No episódio do enriquecimento de urânio pelo Irã e a discussão com a Turquia, Lula surgiu, amparado por seu corpo diplomático, como um mediador infalível. À primeira vista, estava tudo resolvido. Tendo Lula como avalista, o Irã iria mandar parte do urânio para ser enriquecido na Turquia e o possível risco de utilização do elemento para fins bélicos poderia estar longe. Só que os outros países como Estados Unidos e França simplesmente não acreditaram em Mahmoud Ahmadinejad, muito menos em sua retórica de bom menino. E o papel de Lula ficou amarelado.
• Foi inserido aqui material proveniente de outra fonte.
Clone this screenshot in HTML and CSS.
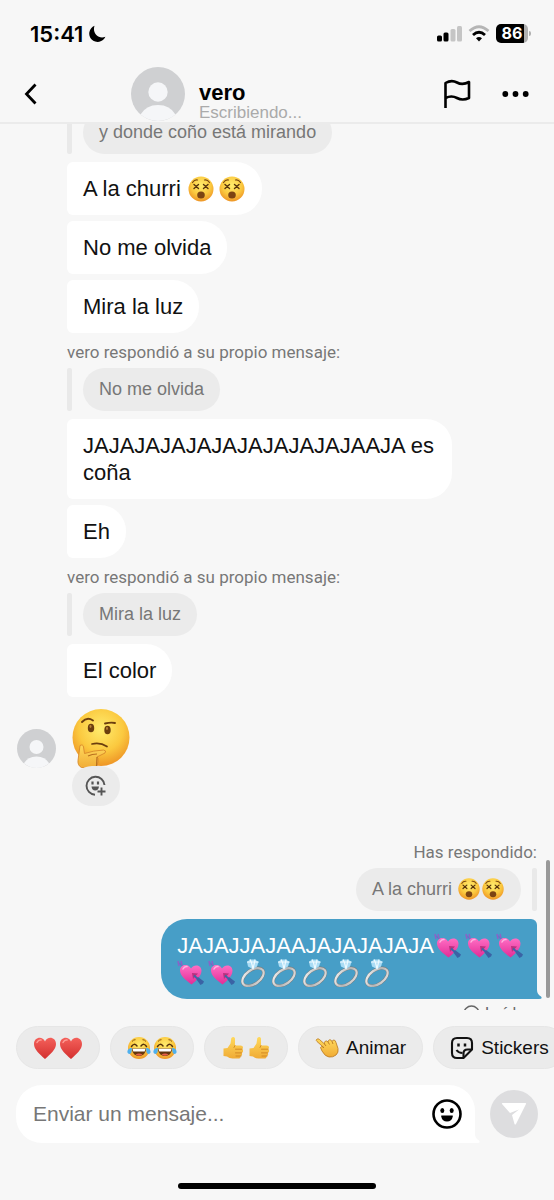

Mais perto de casa, o presidente brasileiro resolveu se intrometer nos assuntos internos de Cuba. Com seu hábito de dar opinião sobre tudo o que lhe vem à mente, o candidato a estadista-chefe das Américas diz o que pensa sobre libertação de presos políticos no país controlado por Castro e seu irmão há décadas. Agora, mais recentemente, colocou-se à disposição para ser o mediador no litígio entre Venezuela e Colômbia, de relações cortadas por conta do ímpeto do presidente venezuelano Hugo Chávez.
Superficialmente, a explicação para tanto interesse de Lula por questões internacionais se limitaria ao desejo de perpetuar lucrativos acordos comerciais com todos estes países, a boa intenção de ajudar e mesmo por ser o Brasil um país em franco crescimento econômico e, portanto, estratégico na geopolítica mundial. Tudo isso explica, mas não justifica.
Talvez Lula seja candidato a cargos internacionais e tudo isso faça parte, também, de um bem montado planejamento para se alcançar este objetivo.
Afinal de contas, na impossibilidade de tentar um terceiro mandato em seu próprio país, o negócio, de repente, poderia ser o de partir para a administração além-fronteiras a partir da ONU. Se for o caso, é bom levar em conta que este tipo de prática já desgastou presidentes norte-americanos.
Os Estados Unidos são um bom mau exemplo do que resulta em se chamar para si a tarefa de gerenciador oficial dos conflitos mundiais. Sua intervenção de quase uma década no Iraque não tem servido de modelo para ninguém e ganha poucos adeptos dentro e fora dos limites estadunidenses.
Imagino que o presidente tenha assessoramento capaz de preveni-lo de tais erros e equívocos. Uma coisa é aplicar suas habituais metáforas e seu jeito popularesco de liderar para tudo o que acontece aqui dentro do Brasil.
Outra, bem diferente, é pensar que este estilo vai emplacar em toda e qualquer questão internacional. Como diz o ditado, lá o buraco é mais embaixo.